If nothing else, the Mueller Team has been notoriously tight lipped, speaking only through indictments and warrants. It was a great surprise to me and I’m sure many others that it ended so suddenly and inconclusively.
Or maybe not. What we hear now from “sources close to the investigation” is that A.G. Barr has seriously misrepresented the results of the inquiry.
‘Complete and total exoneration’? Team Mueller: Nope, not so much.

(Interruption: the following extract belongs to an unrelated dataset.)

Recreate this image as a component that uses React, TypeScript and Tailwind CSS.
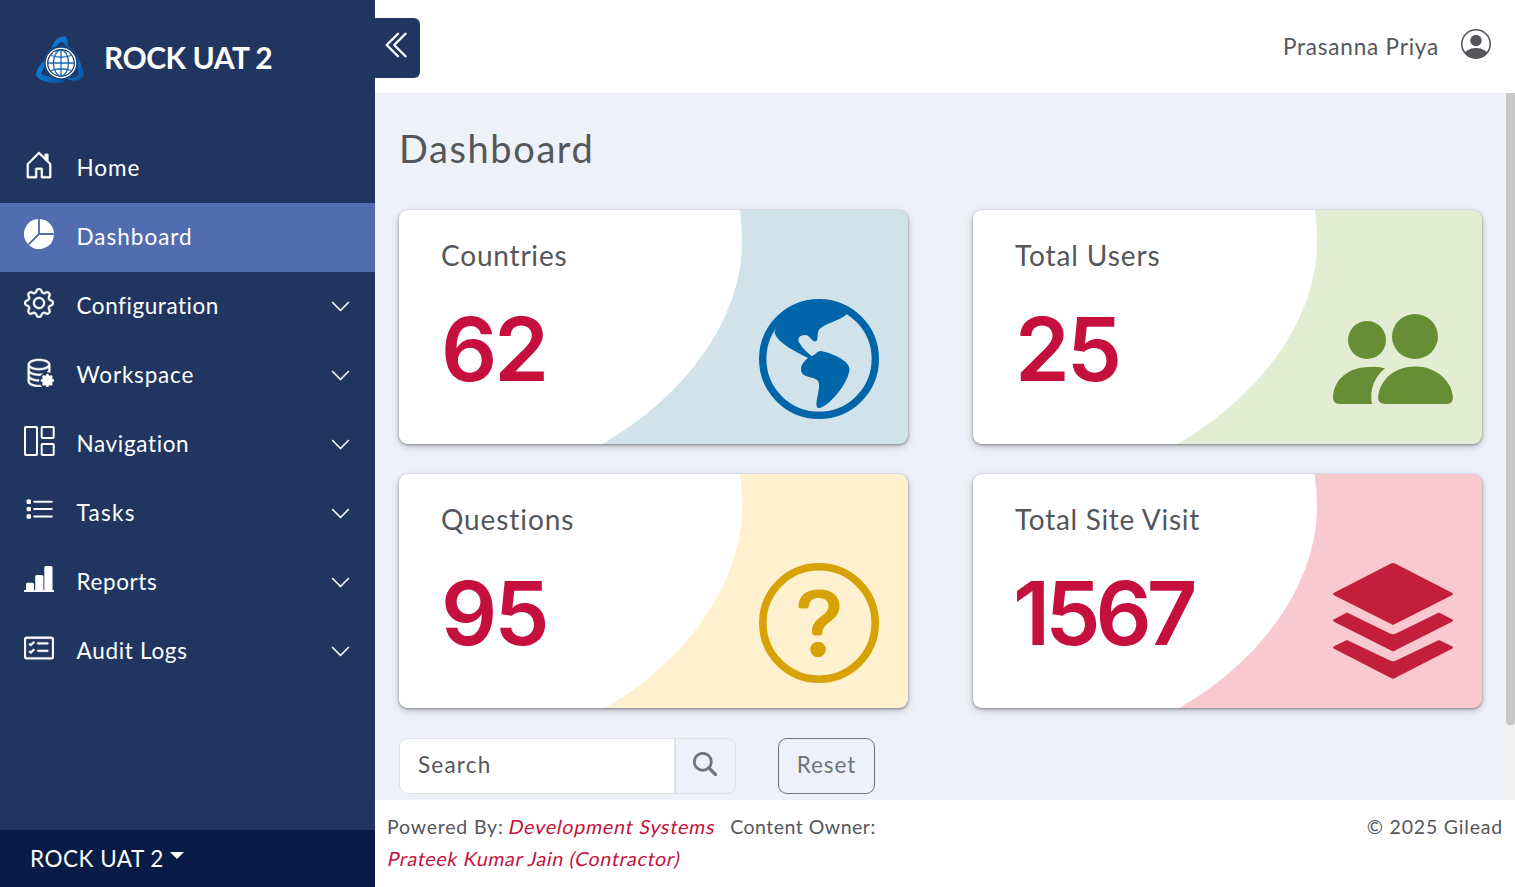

By Greg Sargent, Washington Post
April 4, 2019
Trump’s game, echoed by his propagandists, has been to use William P. Barr’s cursory letter to downplay in advance the findings from Robert S. Mueller III’s report — which is reportedly more than 300 pages — to the point where the political media treats this as a closed matter. Perversely, he has simultaneously weaponized the letter against the very act — full release of the report — that would let Americans judge for themselves whether that characterization is actually true.
In this, the Barr letter gave Trump what he’d hoped for. It set a baseline definition of exoneration (no criminal charges) against which any demands for a fuller accounting of the undermining of the integrity of the election that lifted him to the presidency, and the extensive corruption and misconduct by Trump himself that flowed from it, could be cast as a refusal to “move on.”
A good deal of media analysis claiming a “cloud has lifted” from Trump uncritically internalized this framing.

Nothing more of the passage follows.